The small difference in language lets the patients know that they’re rather part of a broader movement. Touch extends that message by exclusively featuring Black breast cancer survivors in the informational videos on its site so that patients are hearing the message from people who not only look like them but have been in their shoes.
However, for representative messaging to work, it must be carried through all materials. For instance, Fairley pointed to a Big Pharma campaign on Facebook for a pneumonia vaccine that “had these beautiful ads with a cute little Black couple and the beautiful Black ladies,” but then linked to a website exclusively featuring images of white patients.
“It's like bait and switch. I immediately lost trust because they weren't intentional about their message,” she said. “My question in these campaigns is ‘What's Black about it?’ You've got to show that you really care about the audience and are willing to invest in it.”
A community affair
Changing individual patients’ minds might not be enough. After all, when a patient decides to enter a clinical trial, their whole support network also needs to be on board with the decision. And when mistrust is pervasive, that’s a lot more difficult.
“Even when a patient brings up a trial to a doctor, she still walks away not being informed enough to convince her family that she should do it,” Fairley explained. “She's convinced, she goes home and her mom says ‘You're gonna get the sugar pill.’ And she can't explain to her mom how the science works, so she changes her mind.”

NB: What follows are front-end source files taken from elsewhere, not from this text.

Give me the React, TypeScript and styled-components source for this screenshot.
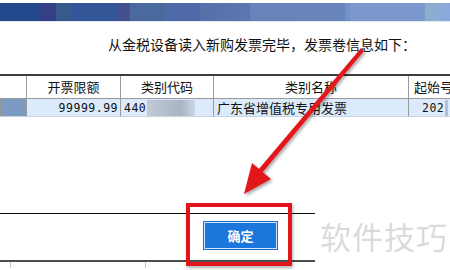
import React from 'react';
import styled, {createGlobalStyle} from "styled-components";

const GlobalStyle = createGlobalStyle`
  html, body {
    margin: 0;
    padding: 0;
    background: #fff;
    overflow: hidden;
  }
`

const columns = "26px 94px 93px 195px 42px";

export default function App() {
    return (
        <Page>
            <GlobalStyle/>
            <TitleBar/>
            <Message>从金税设备读入新购发票完毕，发票卷信息如下：</Message>

            <Table>
                <HeadCell/>
                <HeadCell>开票限额</HeadCell>
                <HeadCell>类别代码</HeadCell>
                <HeadCell>类别名称</HeadCell>
                <HeadCell $align="left">起始号码</HeadCell>

                <DataCell $selected/>
                <DataCell $align="right"><Mono>99999.99</Mono></DataCell>
                <DataCell><Mono>440</Mono><Blur $width={48}/></DataCell>
                <DataCell>广东省增值税专用发票</DataCell>
                <DataCell $pad={13}><Mono>202</Mono><Blur $width={10}/></DataCell>
            </Table>

            <Spacer/>
            <Footer>
                <Rule/>
                <ButtonRow>
                    <OkButton>确定</OkButton>
                </ButtonRow>
                <BottomRule>
                    <Tick $left={10}/>
                    <Tick $left={145}/>
                </BottomRule>
            </Footer>

            <Highlight/>
            <Watermark>软件技巧</Watermark>
            <Arrow width="450" height="270" viewBox="0 0 450 270">
                <defs>
                    <filter id="shadow" x="-20%" y="-20%" width="140%" height="140%">
                        <feDropShadow dx="1.5" dy="2" stdDeviation="1.5" floodColor="#000" floodOpacity="0.35"/>
                    </filter>
                </defs>
                <g filter="url(#shadow)">
                    <path d="M361 48 L364 51 L262 173 L258 170 Z" fill="#e3191c"/>
                    <polygon points="244,194 252,163 271,179" fill="#e3191c"/>
                </g>
            </Arrow>
        </Page>
    );
}

const Page = styled.div`
  position: relative;
  width: 450px;
  height: 270px;
  overflow: hidden;
  display: flex;
  flex-direction: column;
  background: #fff;
  font-family: "Noto Sans CJK SC", sans-serif;
  color: #111;
`

const TitleBar = styled.div`
  margin-top: 3px;
  height: 18px;
  border-bottom: 1px solid #e4e8ef;
  background: linear-gradient(90deg,
    #23488c 0px, #23488c 40px,
    #353f85 40px, #353f85 56px,
    #365a8a 56px, #365a8a 70px,
    #325697 70px, #325697 118px,
    #47508f 118px, #47508f 130px,
    #4a6a9e 130px, #4a6a9e 165px,
    #4f6aa8 165px, #4f6aa8 200px,
    #5670a9 200px, #5a78b0 250px,
    #6783ba 250px, #6886bb 345px,
    #6e8fd0 345px, #7894c9 350px,
    #7b98cd 350px, #7b98cd 425px,
    #8cb0cc 425px, #8aa8dc 450px);
`

const Message = styled.div`
  height: 52px;
  box-sizing: border-box;
  padding: 13px 0 0 108px;
  font-size: 14px;
  line-height: 19px;
  white-space: nowrap;
`

const Table = styled.div`
  display: grid;
  grid-template-columns: ${columns};
  grid-template-rows: 23px 18px;
  border-top: 2px solid #3c3c3c;
  font-size: 13px;
  white-space: nowrap;
`

const HeadCell = styled.div<{ $align?: "left" | "center" }>`
  display: flex;
  align-items: center;
  justify-content: ${p => p.$align === "left" ? "flex-start" : "center"};
  padding-left: ${p => p.$align === "left" ? "5px" : "0"};
  padding-bottom: 1px;
  border-left: 1px solid #9a9a9a;
  border-bottom: 1px solid #9a9a9a;
  overflow: hidden;

  &:first-child {
    border-left: none;
  }
`

const DataCell = styled.div<{ $align?: "right"; $selected?: boolean; $pad?: number }>`
  display: flex;
  align-items: center;
  justify-content: ${p => p.$align === "right" ? "flex-end" : "flex-start"};
  padding: 0 2px 0 ${p => p.$pad ?? 3}px;
  background: ${p => p.$selected ? "#7b9bc3" : "#dcebfb"};
  border-left: 1px solid #9a9a9a;
  border-bottom: 1px solid #c8d4e2;
  overflow: hidden;

  &:first-of-type {
    border-left: none;
  }
`

const Mono = styled.span`
  font-family: "DejaVu Sans Mono", monospace;
  font-size: 11.5px;
  letter-spacing: 0.5px;
`

const Blur = styled.span<{ $width: number }>`
  display: inline-block;
  width: ${p => p.$width}px;
  height: 16px;
  margin-left: 1px;
  background: linear-gradient(90deg, #c2cad6, #a9b3c2 70%, #cdd6e2);
  filter: blur(0.5px);
`

const Spacer = styled.div`
  flex: 1;
`

const Footer = styled.div`
  display: flex;
  flex-direction: column;
  height: 62px;
  flex-shrink: 0;
`

const Rule = styled.div`
  width: 315px;
  height: 1px;
  background: #111;
  margin-top: 5px;
`

const ButtonRow = styled.div`
  display: flex;
  padding: 7px 0 0 203px;
  height: 38px;
  box-sizing: border-box;
`

const OkButton = styled.button`
  width: 75px;
  height: 29px;
  box-sizing: border-box;
  border: 1px solid #1a6fd0;
  box-shadow: inset 0 0 0 1px #cfe3fa;
  background: #1d76dc;
  color: #fff;
  font-family: "Noto Sans CJK SC", sans-serif;
  font-weight: 700;
  font-size: 13px;
  padding: 0;
`

const BottomRule = styled.div`
  position: relative;
  width: 315px;
  height: 2px;
  margin-top: 8px;
  background: #4d4d4d;
`

const Tick = styled.span<{ $left: number }>`
  position: absolute;
  left: ${p => p.$left}px;
  top: 2px;
  width: 1px;
  height: 6px;
  background: #c8c8c8;
`

const Highlight = styled.div`
  position: absolute;
  left: 186px;
  top: 203px;
  width: 106px;
  height: 63px;
  box-sizing: border-box;
  border: 4px solid #e3151b;
  box-shadow: 1px 2px 3px rgba(0, 0, 0, 0.3);
`

const Watermark = styled.div`
  position: absolute;
  left: 320px;
  top: 218px;
  font-size: 31px;
  line-height: 36px;
  letter-spacing: 1px;
  color: rgba(150, 150, 150, 0.35);
  font-family: "Noto Sans CJK SC", sans-serif;
`

const Arrow = styled.svg`
  position: absolute;
  left: 0;
  top: 0;
  pointer-events: none;
`
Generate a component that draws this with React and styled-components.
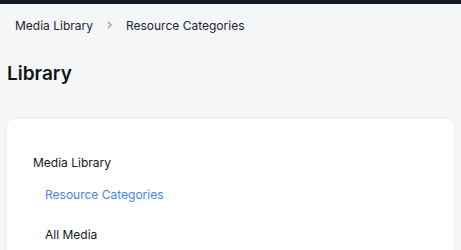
import React from "react";
import styled, { createGlobalStyle } from "styled-components";

const GlobalStyle = createGlobalStyle`
  html, body {
    margin: 0;
    padding: 0;
    background: #f5f6f8;
    font-family: Inter, "Noto Sans", sans-serif;
    color: #1f2430;
  }
`;

const TopBar = styled.div`
  height: 4px;
  background: #141a26;
`;

const Page = styled.div`
  padding: 0 7px;
`;

const Breadcrumbs = styled.nav`
  display: flex;
  align-items: center;
  gap: 14px;
  height: 42px;
  padding-left: 8px;
  font-size: 12px;
  color: #1f2430;
`;

const Chevron = styled.span`
  display: flex;
  align-items: center;
  color: #a3a8b1;
`;

const Title = styled.h1`
  margin: 0;
  padding-top: 16px;
  font-size: 19px;
  font-weight: 600;
  color: #111418;
  line-height: 24px;
`;

const Card = styled.div`
  margin-top: 33px;
  background: #fff;
  border-radius: 7px;
  box-shadow: 0 0 3px rgba(0, 0, 0, 0.06);
  padding: 35px 26px 20px;
  height: 180px;
`;

const NavItem = styled.div`
  font-size: 12px;
  line-height: 18px;
  padding-left: ${(p) => (p.$nested ? "12px" : "0")};
  margin-bottom: ${(p) => p.$gap || "0"};
  color: ${(p) => (p.$active ? "#4a84e0" : "#14171c")};
`;

const ChevronIcon = () => (
  <svg width="5" height="10" viewBox="0 0 5 10" fill="none">
    <path d="M0.8 1.8 L4 5 L0.8 8.2" stroke="currentColor" strokeWidth="1.5" />
  </svg>
);

export default function App() {
  return (
    <>
      <GlobalStyle />
      <TopBar />
      <Page>
        <Breadcrumbs>
          <span>Media Library</span>
          <Chevron>
            <ChevronIcon />
          </Chevron>
          <span>Resource Categories</span>
        </Breadcrumbs>
        <Title>Library</Title>
        <Card>
          <NavItem $gap="14px">Media Library</NavItem>
          <NavItem $nested $active $gap="22px">
            Resource Categories
          </NavItem>
          <NavItem $nested>All Media</NavItem>
        </Card>
      </Page>
    </>
  );
}
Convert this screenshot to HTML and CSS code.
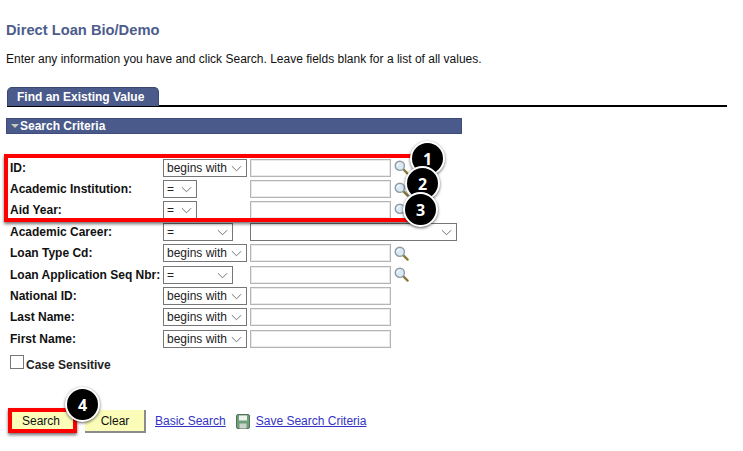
FILE: index.html
```html
<!DOCTYPE html>
<html lang="en">
<head>
<meta charset="utf-8">
<title>Direct Loan Bio/Demo</title>
<link rel="stylesheet" href="styles.css">
</head>
<body>
<svg class="defs" width="0" height="0" aria-hidden="true">
  <symbol id="lens" viewBox="0 0 16 16">
    <line x1="9.5" y1="9.5" x2="14.5" y2="14.5" stroke="#8a7a3a" stroke-width="2.4" stroke-linecap="round"/>
    <circle cx="6.2" cy="6.2" r="4.9" fill="#dbe9f2" stroke="#8c9ca8" stroke-width="1.5"/>
    <path d="M3.5 6a2.8 2.8 0 0 1 2.5-2.6" fill="none" stroke="#fff" stroke-width="1.2"/>
  </symbol>
  <symbol id="chev" viewBox="0 0 12 7">
    <path d="M1 1l5 5 5-5" fill="none" stroke="#666" stroke-width="1"/>
  </symbol>
</svg>
<main class="page">
  <h1 class="title">Direct Loan Bio/Demo</h1>
  <p class="intro">Enter any information you have and click Search. Leave fields blank for a list of all values.</p>
  <div class="tabs"><span class="tab">Find an Existing Value</span></div>
  <div class="band"><span class="caret"></span>Search Criteria</div>
  <div class="form">
    <label>ID:</label>
    <span class="sel w-b">begins with<svg class="chev"><use href="#chev"/></svg></span>
    <span class="inp"></span><svg class="lens"><use href="#lens"/></svg>

    <label>Academic Institution:</label>
    <span class="sel w-s">=<svg class="chev"><use href="#chev"/></svg></span>
    <span class="inp"></span><svg class="lens"><use href="#lens"/></svg>

    <label>Aid Year:</label>
    <span class="sel w-s">=<svg class="chev"><use href="#chev"/></svg></span>
    <span class="inp"></span><svg class="lens"><use href="#lens"/></svg>

    <label>Academic Career:</label>
    <span class="sel w-m">=<svg class="chev"><use href="#chev"/></svg></span>
    <span class="sel w-l"><svg class="chev"><use href="#chev"/></svg></span><span></span>

    <label>Loan Type Cd:</label>
    <span class="sel w-b">begins with<svg class="chev"><use href="#chev"/></svg></span>
    <span class="inp"></span><svg class="lens"><use href="#lens"/></svg>

    <label>Loan Application Seq Nbr:</label>
    <span class="sel w-m">=<svg class="chev"><use href="#chev"/></svg></span>
    <span class="inp"></span><svg class="lens"><use href="#lens"/></svg>

    <label>National ID:</label>
    <span class="sel w-b">begins with<svg class="chev"><use href="#chev"/></svg></span>
    <span class="inp"></span><span></span>

    <label>Last Name:</label>
    <span class="sel w-b">begins with<svg class="chev"><use href="#chev"/></svg></span>
    <span class="inp"></span><span></span>

    <label>First Name:</label>
    <span class="sel w-b">begins with<svg class="chev"><use href="#chev"/></svg></span>
    <span class="inp"></span><span></span>
  </div>
  <div class="case"><span class="check"></span><span>Case Sensitive</span></div>
  <div class="actions">
    <span class="btn btn-search">Search</span>
    <span class="btn btn-clear">Clear</span>
    <a class="link" href="#">Basic Search</a>
    <svg class="save" viewBox="0 0 14 15" aria-hidden="true">
      <rect x="0.5" y="0.5" width="13" height="14" rx="1.5" fill="#6f9f78" stroke="#55715c"/>
      <rect x="3" y="1.5" width="8" height="5" fill="#eef3ee"/>
      <rect x="3.5" y="9.5" width="7" height="5" fill="#c9d3cb"/>
    </svg>
    <a class="link" href="#">Save Search Criteria</a>
  </div>
</main>
<div class="mark mark-fields"></div>
<div class="mark mark-search"></div>
<span class="num n1">1</span>
<span class="num n2">2</span>
<span class="num n3">3</span>
<span class="num n4">4</span>
</body>
</html>
```
FILE: styles.css
```css
* { box-sizing: border-box; }
html, body { margin: 0; padding: 0; background: #fff; }
body {
  width: 743px; height: 451px; overflow: hidden; position: relative;
  font-family: "Liberation Sans", Arial, sans-serif; font-size: 12px; color: #000;
}
.defs { position: absolute; }
.page { padding: 22px 0 0 6px; }
.title { margin: 0; font-size: 14.7px; line-height: 16px; font-weight: bold; color: #4d5c8c; }
.intro { margin: 14px 0 0; font-size: 12px; line-height: 14px; color: #111; }
.tabs { margin: 21px 0 0 1px; height: 20px; border-bottom: 2px solid #000; width: 720px; }
.tab {
  display: inline-block; height: 19px; width: 152px; padding: 2px 0 0 9px;
  background: #4a5a8a; color: #fff; font-weight: bold; font-size: 12px; line-height: 15px;
  border-radius: 5px 5px 0 0; border: 1px solid #3b4872; border-bottom: 0;
}
.band {
  display: flex; align-items: center; margin: 11px 0 0; width: 456px; height: 16px;
  background: #4a5a8a; color: #fff; font-weight: bold; font-size: 12px;
  padding: 0 0 0 4px; border: 1px solid #3f4d7c;
}
.caret {
  width: 0; height: 0; margin: 0 1px 0 0;
  border-left: 4px solid transparent; border-right: 4px solid transparent; border-top: 4px solid #c9c9b8;
}
.form {
  display: grid; margin: 23px 0 0 4px;
  grid-template-columns: 153px 87px 143px 20px;
  grid-auto-rows: 21.4px; align-items: center; justify-items: start; width: 403px;
}
.form label { font-weight: bold; font-size: 12px; color: #111; white-space: nowrap; }
.sel {
  position: relative; display: block; height: 18px; border: 1px solid #767676; background: #fff;
  padding-left: 3px; font-size: 12px; line-height: 17px; color: #222;
}
.w-b { width: 84px; }
.w-s { width: 34px; }
.w-m { width: 70px; }
.w-l { width: 207px; margin-right: -85px; }
.chev { position: absolute; right: 4px; top: 5px; width: 11px; height: 7px; }
.inp { display: block; width: 141px; height: 18px; border: 1px solid #b4b4b4; box-shadow: inset 0 0 0 1px #eaeaea; background: #fff; }
.lens { width: 15px; height: 15px; margin: 0 0 0 1px; }
.case { display: flex; align-items: center; gap: 2px; margin: 6px 0 0 4px; font-weight: bold; font-size: 12px; color: #222; }
.check { width: 14px; height: 14px; border: 1px solid #777; background: #fff; margin-top: -3px; }
.case span:last-child { margin-top: 2px; }
.actions { display: flex; align-items: center; margin: 38px 0 0 3px; }
.btn {
  display: block; height: 23px; text-align: center; font-size: 12px; line-height: 23px; color: #111;
  background: #fafcb8; border-right: 2px solid #8b8b8b; border-bottom: 2px solid #8b8b8b;
}
.btn-search { width: 66px; }
.btn-clear { width: 61px; margin-left: 10px; padding-left: 1px; }
.link { color: #3333c4; font-size: 12px; text-decoration: underline; }
.btn-clear + .link { margin-left: 9px; }
.save { width: 14px; height: 15px; margin: 0 6px 0 10px; }
.mark { position: absolute; border: 4px solid #f00; box-shadow: 0 2px 3px rgba(0,0,0,.55); }
.mark-fields { left: 4px; top: 154px; width: 418px; height: 68px; }
.mark-search { left: 8px; top: 408px; width: 69px; height: 25px; }
.num {
  position: absolute; width: 35px; height: 35px; border-radius: 50%;
  background: #000; color: #fff; border: 2px solid #fff; box-shadow: 0 1px 3px rgba(0,0,0,.6);
  display: flex; align-items: center; justify-content: center;
  font-family: "Open Sans", sans-serif; font-weight: bold; font-size: 16px;
}
.n1 { left: 410px; top: 141px; }
.n2 { left: 405px; top: 166px; }
.n3 { left: 403px; top: 192px; }
.n4 { left: 65px; top: 387px; }
```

To combat such scenarios, Touch began running a radio ad on hip-hop stations in 10 major cities targeted at young Black women “to make them aware of the science and have them start these conversations at home.”
Data on that specific campaign is murky, but anecdotally Fairley said the organization received countless calls from women asking if they could sign up for a clinical trial, and many of them hadn’t even been diagnosed. It’s just one sign that Touch’s tactics are working, she said.
Since its founding in 2020, Touch has enrolled over 8,700 Black women in breast cancer studies. And Fairley’s already been asked to extend the work into other areas.
“I do believe that the issue of (a lack of) knowledge about clinical trials is the same (across disease areas),” she said. “People always ask me, ‘What are you going to do next? Can you come to Africa? Can you talk to Latinos? Can you do heart disease?’”
And while Fairley remains steadfastly focused on reaching her goal of “mortality rate parity” for Black women, she said if the industry adapted similar tactics and made clinical trials seem as comfortable and safe as visiting a neighbor down the street, recruitment numbers across indications might finally look different.